Pour autant les auteurs intègrent des situations de nature adulte, que ce soit par le rapport entre les êtres humains, ou par la cruauté des événements. Il y a un prix à payer pour les bons : Kyle of Klanach passe par une terrible séance de torture, l’un d’eux trouve une mort sans panache, et un des méchants meurt dans des conditions tout aussi minables. La présence de deux forces complémentaires et opposées continue de se faire sentir, peut-être de manière plus subtile. Le thème de la famille puissante et incestueuse semble s’être effacé, tout du moins jusqu’à ce que Sioban retourne à proximité immédiate des restes de la dépouille de son père Wulff loup blanc. Il se produit alors un phénomène (avec le petit ver rouge) en sens inverse de celui auquel le lecteur avait déjà assisté, matérialisant la forme d’emprise que les enfants subissent de leur père quand bien même celle-ci est bienveillante. En y regardant de plus près, le lecteur rapproche cette influence de celle que le petit frère exerce cette fois-ci sur sa grande sœur Sioban, comme si l’influence s’exerçait du plus jeune vers le plus âgé, inversant le sens habituel, celui qui a causé le plus de malheur dans la famille des Sudenne. Cette influence vient compléter un autre événement troublant : les petites créatures noires emportant avec elles les mots sacrés, le langage des grands anciens. En en étant ainsi dépossédée, Sioban acquiert une plus grande indépendance vis-à-vis de son père et de sa famille, interprétation qui se trouve confortée par les déclarations du cadavre de son père, ce dernier concluant par : Que disparaissent les rancœurs, la haine, la jalousie, que disparaissent les légendes anciennes. Se couper ainsi de ses ascendants avec leur bénédiction permet à la jeune femme de se libérer des répercussions des actions passées des précédentes générations de sa famille, d’envisager un avenir où elle n’est pas condamnée à reproduire les erreurs du passé.

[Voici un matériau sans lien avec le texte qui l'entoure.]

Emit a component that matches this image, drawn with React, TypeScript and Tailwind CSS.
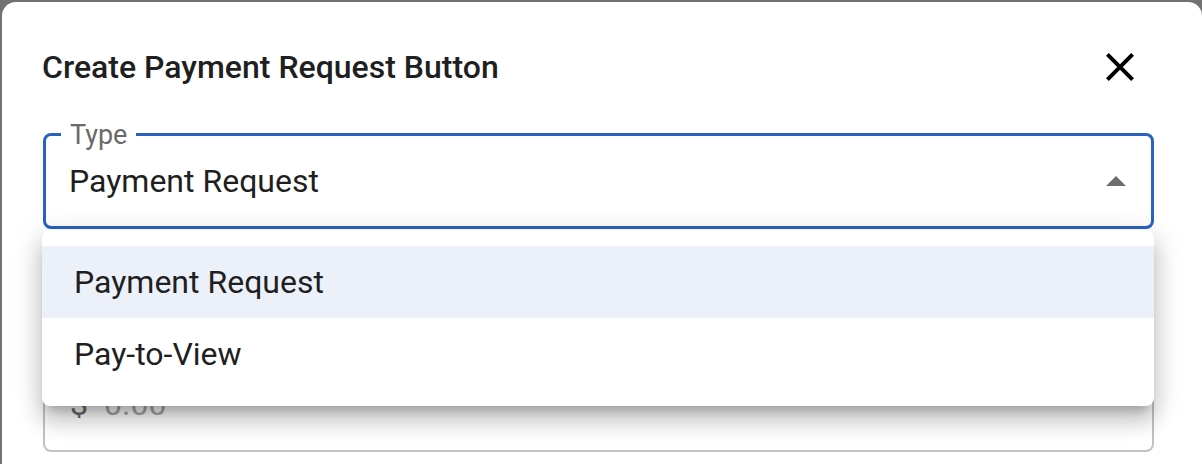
import React from "react";

const font = { fontFamily: "Roboto, 'Noto Sans', Arial, sans-serif" };

function CloseIcon() {
  return (
    <svg width="48" height="48" viewBox="0 0 24 24" className="block">
      <path
        d="M19 6.41 17.59 5 12 10.59 6.41 5 5 6.41 10.59 12 5 17.59 6.41 19 12 13.41 17.59 19 19 17.59 13.41 12z"
        fill="#000"
      />
    </svg>
  );
}

function ArrowUp() {
  return (
    <svg width="20" height="10" viewBox="0 0 20 10" className="block">
      <polygon points="0,10 10,0 20,10" fill="#6e6e6e" />
    </svg>
  );
}

export default function App() {
  const options = ["Payment Request", "Pay-to-View"];
  return (
    <div
      className="w-[1202px] h-[464px] overflow-hidden bg-[#727272] pl-[2px] pt-[2px]"
      style={font}
    >
      <div className="w-[1200px] h-[480px] bg-white rounded-[14px] pl-[41px] pr-[48px] pt-[41px]">
        {/* header */}
        <div className="flex items-center justify-between h-[48px] pr-[10px]">
          <h2 className="-ml-[1px] text-[32px] leading-[48px] font-medium text-[#1f1f1f]">
            Create Payment Request Button
          </h2>
          <CloseIcon />
        </div>

        {/* type select, open */}
        <div className="relative mt-[42px]">
          <div className="relative h-[96px] border-[3px] border-[#2a62c2] rounded-[8px] flex items-center pl-[23px] pr-[25px]">
            <span className="absolute left-[15px] -top-[15px] bg-white px-[9px] text-[27px] leading-[28px] text-[#6a6a6a]">
              Type
            </span>
            <span className="flex-1 text-[32px] leading-[48px] text-[#1f1f1f]">
              Payment Request
            </span>
            <ArrowUp />
          </div>

          <ul className="absolute z-10 left-[-1px] right-0 top-[97px] bg-white rounded-[8px] py-[16px] shadow-[0px_10px_10px_-6px_rgba(0,0,0,0.2),0px_16px_20px_2px_rgba(0,0,0,0.14),0px_6px_28px_4px_rgba(0,0,0,0.12)]">
            {options.map((o, i) => (
              <li
                key={o}
                className={
                  "h-[72px] flex items-center px-[32px] text-[32px] leading-[48px] text-[#1f1f1f] " +
                  (i === 0 ? "bg-[#ecf1f9]" : "bg-white")
                }
              >
                {o}
              </li>
            ))}
          </ul>
        </div>

        {/* amount field */}
        <div className="mt-[127px] h-[96px] border-2 border-[#c2c2c2] rounded-[8px] flex items-center pl-[25px]">
          <span className="text-[32px] leading-[48px] text-[#6a6a6a]">$</span>
          <span className="ml-[16px] text-[32px] leading-[48px] text-[#a8a8a8]">0.00</span>
        </div>
      </div>
    </div>
  );
}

Une fin en bonne et due forme, suivant un déroulement classique, et le bien gagne contre le mal… La narration visuelle s’avère de haute volée, que ce soit pour les ambiances, les moments mémorables, et la manière de raconter qui immerge le lecteur alors convaincu de la plausibilité des événements qui surviennent aussi fantastiques soient-ils. Comme dans les tomes précédents, il prend progressivement conscience d’un autre niveau de lecture, aussi bien le principe de deux forces complémentaires et opposées et la dynamique qui en découle, et des éventualités psychanalytiques. Troublant.